8 thoughts on “Costco EastWest Cuisine: Chicken Katsu”

  1. Just to reiterate. I will never ever buy this product again. Way too expensive and not worth the effort.

  2. I wish I had found this review before I tried this horrible product. I expect so much more from Costco.

    1. I agree, not sure how they let this DIY chicken katsu into Costco in the first place.

  3. Dawda Singhateh

    Thank you for this review. If I had seen this, I would not have bought this crap. I have been shopping at Costco for some 20yrs and this is the worse product I have ever bought at Costco, really anyway, in that time frame. I spent about $20 on it. It is the worse $20 purchase. The picture is deceptive. The taste is worst. They packaged some over processed, unhealthy and crappy product to sell in Costco. I don’t know how Costco allows that to happen. The Costco personnel that reviewed and approved this product for Shelf space must have gotten a commission from the company selling this crap.

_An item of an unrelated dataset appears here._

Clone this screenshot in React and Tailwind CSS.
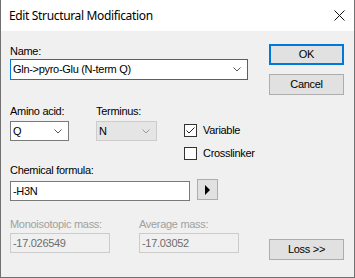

  4. I agree with all negatives listed above- not worth the money, shame on Costco for slinging this garbage!!

  5. Yes! Not sure why it is allowed back at Costco in 2023 considering how negative the reviews are for this product.

  6. Costco should be ashamed for selling this garbage. It is disgusting! Spent all afternoon prepping for our family dinner, and almost all of it is being thrown out now. None of us finished past the first bite. It’s terrible.

  7. I am a Japanese woman living in the USA and this product is terrible…don’t waste your money. Costco shouldn’t sell the horrible product like this for high price. The packaging is deceiving and don’t fall for that. You have to make it yourself, and not the finished product. I want my money back.